Technically, the main trend is still down according to our swing chart indicator for the May Crude Oil contract. However, this week’s lower-low helped make $42.49 a new swing top. This is significant because the previous swing top was $51.63.

Taking out the swing top at $42.49 will turn the main trend to up. Since the week-ending November 6, short-sellers have kept their protective stops above $51.63. After this week, they will move their buy stops down from this level to just above the new swing top. Based on the current price of $38.58, we are now about $4.00 away from changing the main trend to up.

Short-sellers should heed this advice and not get so comfortable that you forget to move your buy stop orders. The move through $42.49 could trigger an acceleration to the upside that will cost you significantly if you don’t use stops as protection.

Going into the new week, the nearest resistance is a price cluster formed by the major 50 percent level at $40.74 and the long-term uptrending angle at $40.85. Overcoming this area will signal the presence of buyers. Overtaking the long-term downtrending angle at $41.13 will mean the buying is getting stronger. This would set up the market for a rally into $42.49.

Taking out $42.49 will change the main trend to up on the weekly chart as I mentioned earlier. After running into Fibonacci resistance at $43.31, it will be off to the races if the upside momentum is strong enough to take out this level. The nearest resistance angle next week comes in at $46.38.

The new main range is $29.85 to $42.49. Its retracement zone at $36.17 to $34.68 is the primary downside target. An uptrending angle passes through this zone at $35.35, making it a valid target also next week.

Aggressive counter-trend buyers may come in on a test of the retracement zone since this area represents value.
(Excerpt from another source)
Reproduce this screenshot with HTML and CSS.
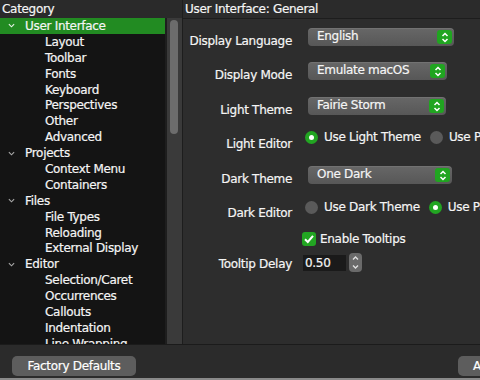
FILE: index.html
```html
<!DOCTYPE html>
<html lang="en">
  <head>
    <meta charset="UTF-8">
    <meta name="viewport" content="width=device-width, initial-scale=1.0">
    <title>Preferences</title>
    <link rel="stylesheet" href="styles.css">
  </head>
  <body>

    <div class="window">
      <div class="top">

        <aside class="sidebar">
          <div class="side-head">Category</div>
          <div class="side-body">
            <ul class="tree">
              <li class="branch selected"><svg class="chev" viewBox="0 0 8 5"><path d="M1 1 L4 4 L7 1"/></svg>User Interface</li>
              <li class="leaf">Layout</li>
              <li class="leaf">Toolbar</li>
              <li class="leaf">Fonts</li>
              <li class="leaf">Keyboard</li>
              <li class="leaf">Perspectives</li>
              <li class="leaf">Other</li>
              <li class="leaf">Advanced</li>
              <li class="branch"><svg class="chev" viewBox="0 0 8 5"><path d="M1 1 L4 4 L7 1"/></svg>Projects</li>
              <li class="leaf">Context Menu</li>
              <li class="leaf">Containers</li>
              <li class="branch"><svg class="chev" viewBox="0 0 8 5"><path d="M1 1 L4 4 L7 1"/></svg>Files</li>
              <li class="leaf">File Types</li>
              <li class="leaf">Reloading</li>
              <li class="leaf">External Display</li>
              <li class="branch"><svg class="chev" viewBox="0 0 8 5"><path d="M1 1 L4 4 L7 1"/></svg>Editor</li>
              <li class="leaf">Selection/Caret</li>
              <li class="leaf">Occurrences</li>
              <li class="leaf">Callouts</li>
              <li class="leaf">Indentation</li>
              <li class="leaf">Line Wrapping</li>
            </ul>
            <div class="scrollbar"><div class="thumb"></div></div>
          </div>
        </aside>

        <section class="main">
          <div class="main-head">User Interface: General</div>
          <div class="panel">

            <div class="row row-language">
              <span class="label">Display Language</span>
              <div class="popup popup-language">English
                <span class="arrows"><svg viewBox="0 0 8 11"><path d="M1.5 4 L4 1.5 L6.5 4 M1.5 7 L4 9.5 L6.5 7"/></svg></span>
              </div>
            </div>

            <div class="row row-mode">
              <span class="label">Display Mode</span>
              <div class="popup popup-mode">Emulate macOS
                <span class="arrows"><svg viewBox="0 0 8 11"><path d="M1.5 4 L4 1.5 L6.5 4 M1.5 7 L4 9.5 L6.5 7"/></svg></span>
              </div>
            </div>

            <div class="row row-light">
              <span class="label">Light Theme</span>
              <div class="popup popup-light">Fairie Storm
                <span class="arrows"><svg viewBox="0 0 8 11"><path d="M1.5 4 L4 1.5 L6.5 4 M1.5 7 L4 9.5 L6.5 7"/></svg></span>
              </div>
            </div>

            <div class="row row-radio row-light-editor">
              <span class="label">Light Editor</span>
              <div class="choices">
                <span class="radio on"></span><span class="choice">Use Light Theme</span>
                <span class="radio"></span><span class="choice">Use Paired Theme</span>
              </div>
            </div>

            <div class="row row-dark">
              <span class="label">Dark Theme</span>
              <div class="popup popup-dark">One Dark
                <span class="arrows"><svg viewBox="0 0 8 11"><path d="M1.5 4 L4 1.5 L6.5 4 M1.5 7 L4 9.5 L6.5 7"/></svg></span>
              </div>
            </div>

            <div class="row row-radio row-dark-editor">
              <span class="label">Dark Editor</span>
              <div class="choices">
                <span class="radio"></span><span class="choice">Use Dark Theme</span>
                <span class="radio on"></span><span class="choice">Use Paired Theme</span>
              </div>
            </div>

            <div class="row row-check">
              <span class="label"></span>
              <div class="checkline">
                <span class="checkbox"><svg viewBox="0 0 14 14"><path d="M3 7.2 L5.8 10 L11 3.8"/></svg></span>
                <span class="choice">Enable Tooltips</span>
              </div>
            </div>

            <div class="row row-delay">
              <span class="label">Tooltip Delay</span>
              <div class="spinner">
                <span class="field">0.50</span>
                <span class="stepper"><svg viewBox="0 0 13 19"><path d="M4 6.5 L6.5 4 L9 6.5 M4 12.5 L6.5 15 L9 12.5"/></svg></span>
              </div>
            </div>

          </div>
        </section>
      </div>

      <div class="bottom">
        <button type="button">Factory Defaults</button>
        <button type="button" class="apply">Apply</button>
      </div>
    </div>

  </body>
</html>
```

FILE: styles.css
```css
/* Base */
body {
  margin: 0;
  width: 480px;
  height: 380px;
  overflow: hidden;
  background-color: #2b2b2b;
  color: #f5f5f5;
  font-family: 'DejaVu Sans', 'Liberation Sans', sans-serif;
  font-size: 12px;
  letter-spacing: -0.3px;
  -webkit-text-stroke: 0.2px;
}

.window {
  display: flex;
  flex-direction: column;
  height: 380px;
  overflow: hidden;
}

.top {
  display: flex;
  height: 344px;
  border-bottom: 1px solid #1b1b1b;
}

/* Sidebar tree */
.sidebar {
  width: 182px;
  display: flex;
  flex-direction: column;
}

.side-head {
  height: 18px;
  line-height: 18px;
  padding-left: 2px;
  background-color: #2a2a2a;
}

.side-body {
  flex: 1;
  display: flex;
  min-height: 0;
}

.tree {
  list-style: none;
  margin: 0;
  padding: 0;
  width: 165px;
  background-color: #141414;
  overflow: hidden;
  border-right: 2px solid #1e1e1e;
}

.tree li {
  height: 15.9px;
  line-height: 16px;
  white-space: nowrap;
}

.tree .branch {
  display: flex;
  align-items: center;
  padding-left: 8px;
}

.tree .leaf {
  padding-left: 45px;
}

.tree .selected {
  background-color: #228b22;
}

.chev {
  width: 7px;
  height: 5px;
  margin-right: 10px;
  fill: none;
  stroke: #a8a8a8;
  stroke-width: 1.3;
}

.selected .chev {
  stroke: #e8f3e8;
}

.scrollbar {
  width: 15px;
  background-color: #3a3a3a;
  padding: 2px 4px 0 3px;
  box-sizing: border-box;
}

.thumb {
  height: 114px;
  background-color: #6c6c6c;
  border-radius: 4px;
}

/* Main panel */
.main {
  flex: 1;
  min-width: 0;
  display: flex;
  flex-direction: column;
  border-left: 1px solid #1d1d1d;
}

.main-head {
  height: 18px;
  line-height: 18px;
  padding-left: 2px;
}

.panel {
  flex: 1;
  overflow: hidden;
  border-top: 1px solid #1d1d1d;
  background-color: #2d2d2d;
  padding-top: 9px;
}

.row {
  display: flex;
  align-items: flex-start;
}

.label {
  width: 109px;
  flex-shrink: 0;
  text-align: right;
  margin-right: 11px;
  line-height: 16px;
  padding-top: 5px;
}

.row-language { height: 34px; }
.row-mode { height: 35px; }
.row-light { height: 34px; }
.row-light-editor { height: 35px; }
.row-dark { height: 35px; }
.row-dark-editor { height: 31px; }
.row-check { height: 21px; }

.row-light-editor .label { padding-top: 5px; }
.row-dark-editor .label { padding-top: 4px; }
.row-delay .label { padding-top: 3px; }

/* Popups */
.popup {
  height: 18px;
  line-height: 17px;
  margin-left: 5px;
  padding-left: 9px;
  box-sizing: border-box;
  border-radius: 4px;
  background: linear-gradient(#676767, #575757);
  box-shadow: inset 0 1px 0 rgba(255, 255, 255, 0.08);
  display: flex;
}

.popup-language { width: 146px; }
.popup-mode { width: 139px; }
.popup-light { width: 138px; }
.popup-dark { width: 144px; }

.arrows {
  margin-left: auto;
  margin-right: 2px;
  margin-top: 2px;
  width: 15px;
  height: 14px;
  border-radius: 3px;
  background-color: #20a520;
  display: flex;
  align-items: center;
  justify-content: center;
}

.arrows svg {
  width: 8px;
  height: 11px;
  fill: none;
  stroke: #ffffff;
  stroke-width: 1.5;
}

/* Radios and checkbox */
.choices,
.checkline {
  display: flex;
  align-items: center;
  white-space: nowrap;
}

.choices {
  margin-left: 2px;
  line-height: 13px;
}

.radio {
  flex-shrink: 0;
  width: 13px;
  height: 13px;
  border-radius: 50%;
  background-color: #5a5a5a;
  margin-right: 6px;
  display: flex;
  align-items: center;
  justify-content: center;
}

.radio.on {
  background-color: #22a522;
}

.radio.on::after {
  content: "";
  width: 5px;
  height: 5px;
  border-radius: 50%;
  background-color: #ffffff;
}

.choice + .radio {
  margin-left: 9px;
}

.checkline {
  margin-left: -1px;
  line-height: 14px;
}

.checkbox {
  width: 14px;
  height: 14px;
  border-radius: 3px;
  background-color: #22a522;
  margin-right: 4px;
}

.checkbox svg {
  width: 14px;
  height: 14px;
  fill: none;
  stroke: #ffffff;
  stroke-width: 2;
}

/* Spinner */
.spinner {
  display: flex;
  align-items: center;
}

.field {
  width: 43px;
  height: 16px;
  line-height: 16px;
  padding-left: 2px;
  box-sizing: border-box;
  background-color: #1a1a1a;
}

.stepper {
  width: 13px;
  height: 19px;
  margin-left: 3px;
  border-radius: 4px;
  background-color: #6a6a6a;
}

.stepper svg {
  width: 13px;
  height: 19px;
  fill: none;
  stroke: #e0e0e0;
  stroke-width: 1.4;
  -webkit-text-stroke: 0;
}

/* Bottom bar */
.bottom {
  flex: 1;
  display: flex;
  justify-content: space-between;
  align-items: flex-start;
  padding: 11px 0 0 12px;
  overflow: hidden;
  border-bottom: 2px solid #8a8a8a;
}

button {
  font-family: inherit;
  font-size: 12px;
  letter-spacing: -0.3px;
  -webkit-text-stroke: 0.2px;
  color: #ffffff;
  background-color: #5d5d5d;
  border: none;
  border-radius: 5px;
  height: 20px;
  line-height: 20px;
  padding: 0;
  width: 124px;
  white-space: nowrap;
  flex-shrink: 0;
}

.apply {
  width: 22px;
  padding-left: 15px;
  text-align: left;
  overflow: hidden;
  border-radius: 5px 0 0 5px;
}
```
They are going to try to form a potentially bullish secondary higher bottom. If they are able to form a bottom then this could lead to the start of a rally.

The last rally was $29.85 to $42.49, or $12.64. If the market finds support at the 50 percent level at $36.17, for example, then the next rally could take us to $48.81.

The chart pattern suggests that the bullish pieces are beginning to fall into place. Bullish traders will have two options. The first option is to wait for the market to decline into the value zone at $36.17 to $34.68. It’s not suggested that you step in and try to pick a bottom inside this zone, but to read the price action and order flow when it is tested. This will tell us if the buying is strong enough to support a rally.

If short, it is probably a good idea to start squaring positions inside the value zone so you don’t get caught on the wrong side of a reversal to the upside.

If there is no pull-back into the value zone then we may have to consider buying strength. The first counter-trend buy will come in after the market takes out $41.13 convincingly. The second buy will come on a breakout over the swing top at $42.49. Finally, the third buying opportunity will be a move through the Fibonacci level at $43.31.

Any major buy signal will likely be accompanied by a news event. A simple change in the oil stocks report will not be enough to do this. It is probably going to be significant news from the production freeze meeting on April 17.

If the market is trading in the value zone when the bullish news comes out then look for a major reversal bottom to form, triggering an impressive short-covering rally.

If crude oil is not trading in the zone when the bullish news comes out then shorts will cover aggressively, and new buyers will come in. This should create enough upside momentum to take out $42.49 and change the trend to up.

In summary, we have identified two major areas that should attract buyers. We are going to let the market set the tone over the next few weeks. If everything lines up correctly, we’ll either be buying value or strength.

Hopefully, since we are looking to get long, we’ll get bullish news out of the production freeze meeting on April 17. The best scenario would be for this major news to come out when the market is trading in our value zone.